[Beowulf] SiCortex experience anyone?

Lawrence Stewart larry.stewart at sicortex.com
Tue May 27 14:48:45 PDT 2008


I guess I am the token SiCortex person who posts here sometimes.   
There are probably other
lurkers as well.  Hopefully this is generic enough to not trigger a  
commercial
allergic response from the moderator...

The philosophical idea was something like noticing that HPC codes tend  
to
miss in the cache, with a "flops per miss" figure of merit.

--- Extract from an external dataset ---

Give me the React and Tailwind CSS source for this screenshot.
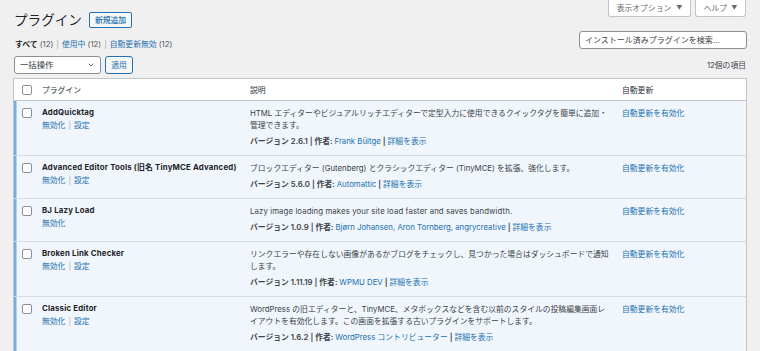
import React from "react";

const plugins = [
  {
    name: "AddQuicktag",
    actions: ["無効化", "設定"],
    desc: [
      "HTML エディターやビジュアルリッチエディターで定型入力に使用できるクイックタグを簡単に追加・",
      "管理できます。",
    ],
    version: "2.6.1",
    author: "Frank Bültge",
  },
  {
    name: "Advanced Editor Tools (旧名 TinyMCE Advanced)",
    actions: ["無効化", "設定"],
    desc: ["ブロックエディター (Gutenberg) とクラシックエディター (TinyMCE) を拡張、強化します。"],
    version: "5.6.0",
    author: "Automattic",
  },
  {
    name: "BJ Lazy Load",
    actions: ["無効化"],
    desc: ["Lazy image loading makes your site load faster and saves bandwidth."],
    latin: true,
    version: "1.0.9",
    author: "Bjørn Johansen, Aron Tornberg, angrycreative",
  },
  {
    name: "Broken Link Checker",
    actions: ["無効化", "設定"],
    desc: [
      "リンクエラーや存在しない画像があるかブログをチェックし、見つかった場合はダッシュボードで通知",
      "します。",
    ],
    version: "1.11.19",
    author: "WPMU DEV",
  },
  {
    name: "Classic Editor",
    actions: ["無効化", "設定"],
    desc: [
      "WordPress の旧エディターと、TinyMCE、メタボックスなどを含む以前のスタイルの投稿編集画面レ",
      "イアウトを有効化します。この画面を拡張する古いプラグインをサポートします。",
    ],
    version: "1.6.2",
    author: "WordPress コントリビューター",
  },
];

function Checkbox() {
  return <span className="block w-[10px] h-[10px] rounded-[2px] border border-[#8c8f94] bg-white" />;
}

function Sep() {
  return <span className="text-[#a7aaad] mx-[3px]">|</span>;
}

export default function App() {
  return (
    <div
      className="w-[760px] h-[351px] overflow-hidden bg-[#f0f0f1] text-[#3c434a] text-[7.8px] leading-[12px] px-[13px]"
      style={{ fontFamily: 'Inter, "Noto Sans CJK JP", sans-serif' }}
    >
      {/* header */}
      <div className="flex justify-between items-start">
        <div className="flex items-center gap-[7px] pt-[12px] pl-[1px]">
          <h1 className="text-[13.6px] leading-[16px] text-[#1d2327] font-normal">プラグイン</h1>
          <span className="h-[16px] px-[5px] flex items-center border border-[#2271b1] rounded-[2px] bg-[#f6f7f7] text-[#2271b1] font-medium">
            新規追加
          </span>
        </div>
        <div className="flex gap-[4px] mr-[1px]">
          <span className="h-[17px] w-[83px] flex items-center justify-center gap-[5px] bg-white border border-t-0 border-[#c3c4c7] rounded-b-[3px] text-[#646970]">
            表示オプション <span className="text-[6px]">▼</span>
          </span>
          <span className="h-[17px] w-[51px] flex items-center justify-center gap-[4px] bg-white border border-t-0 border-[#c3c4c7] rounded-b-[3px] text-[#646970]">
            ヘルプ <span className="text-[6px]">▼</span>
          </span>
        </div>
      </div>

      {/* filter + search */}
      <div className="flex justify-between items-start mt-[3px]">
        <div className="mt-[7px] pl-[2px] text-[#50575e]">
          <span className="font-bold text-[#1d2327]">すべて</span> (12)
          <Sep />
          <span className="text-[#2271b1]">使用中</span> (12)
          <Sep />
          <span className="text-[#2271b1]">自動更新無効</span> (12)
        </div>
        <div className="w-[168px] h-[18px] bg-white border border-[#8c8f94] rounded-[3px] flex items-center px-[5px] text-[8px] text-[#3c434a]">
          インストール済みプラグインを検索...
        </div>
      </div>

      {/* bulk actions */}
      <div className="flex justify-between items-center mt-[6px]">
        <div className="flex items-center gap-[4px] pl-[1px]">
          <div className="w-[87px] h-[18px] bg-white border border-[#8c8f94] rounded-[3px] flex items-center justify-between pl-[5px] pr-[4px] text-[8.4px] text-[#2c3338]">
            <span>一括操作</span>
            <svg width="8" height="8" viewBox="0 0 20 20" className="mr-[1px]">
              <path d="M5 7.5 L10 12.5 L15 7.5" fill="none" stroke="#50575e" strokeWidth="2.2" strokeLinecap="round" strokeLinejoin="round" />
            </svg>
          </div>
          <span className="h-[18px] w-[28px] flex items-center justify-center border border-[#2271b1] rounded-[3px] bg-[#f6f7f7] text-[#2271b1]">
            適用
          </span>
        </div>
        <div className="text-[#3c434a] mr-[1px]">12個の項目</div>
      </div>

      {/* table */}
      <div className="mt-[4px] border-x border-t border-[#c3c4c7] bg-white">
        <div className="grid grid-cols-[22px_208px_372px_1fr] h-[22px] items-center border-b border-[#c3c4c7] text-[#2c3338]">
          <div className="flex justify-center pl-[3px]">
            <Checkbox />
          </div>
          <div className="pl-[6px]">プラグイン</div>
          <div className="pl-[6px]">説明</div>
          <div className="pl-[6px]">自動更新</div>
        </div>
        {plugins.map((p) => (
          <div
            key={p.name}
            className="grid grid-cols-[22px_208px_372px_1fr] bg-[#f0f6fc] border-b border-[#d8dde2]"
          >
            <div className="flex justify-center pt-[7px] pl-[3px] shadow-[inset_2.5px_0_0_#72aee6]">
              <Checkbox />
            </div>
            <div className="pl-[6px] pt-[5px]">
              <div className="font-bold text-[#1d2327] tracking-[0.2px]">{p.name}</div>
              <div className="mt-[1px] text-[#2271b1]">
                {p.actions.map((a, i) => (
                  <span key={a}>
                    {i > 0 && <Sep />}
                    {a}
                  </span>
                ))}
              </div>
            </div>
            <div className="pl-[6px] pt-[6px] pb-[8px] whitespace-nowrap">
              <p className={p.latin ? "tracking-[0.1px]" : ""}>
                {p.desc.map((l, i) => (
                  <React.Fragment key={i}>
                    {i > 0 && <br />}
                    {l}
                  </React.Fragment>
                ))}
              </p>
              <p className="mt-[4px]">
                <span className="font-semibold text-[#3c434a]">バージョン {p.version} | 作者: </span>
                <span className="text-[#2271b1]">{p.author}</span>
                <span className="font-semibold"> | </span>
                <span className="text-[#2271b1]">詳細を表示</span>
              </p>
            </div>
            <div className="pl-[6px] pt-[6px] text-[#2271b1]">自動更新を有効化</div>
          </div>
        ))}
      </div>
    </div>
  );
}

So we tried to build a system with relatively less CPU but just as  
much memory
and very good communications.

As a consequence, we tend to do very well on communications intensive  
codes,
and relatively less well on codes that smell like DGEMM or which have an
unusually large amount of integer stuff.

As a general matter, your code will be limited by something (memory,  
comm, cpu,
I/O are the usual suspects), so a balanced system is one is which  
everything
breaks at once.

We're probably unbalanced towards comms, whereas a commodity cluster is
(usually) unbalanced towards CPU.

Porting is pretty easy, in the sense that "configure" and "make" tend  
to just work,
but it isn't unusual to have to tune to get the best performance.   
We've worked
pretty hard to make the performance tools play well together.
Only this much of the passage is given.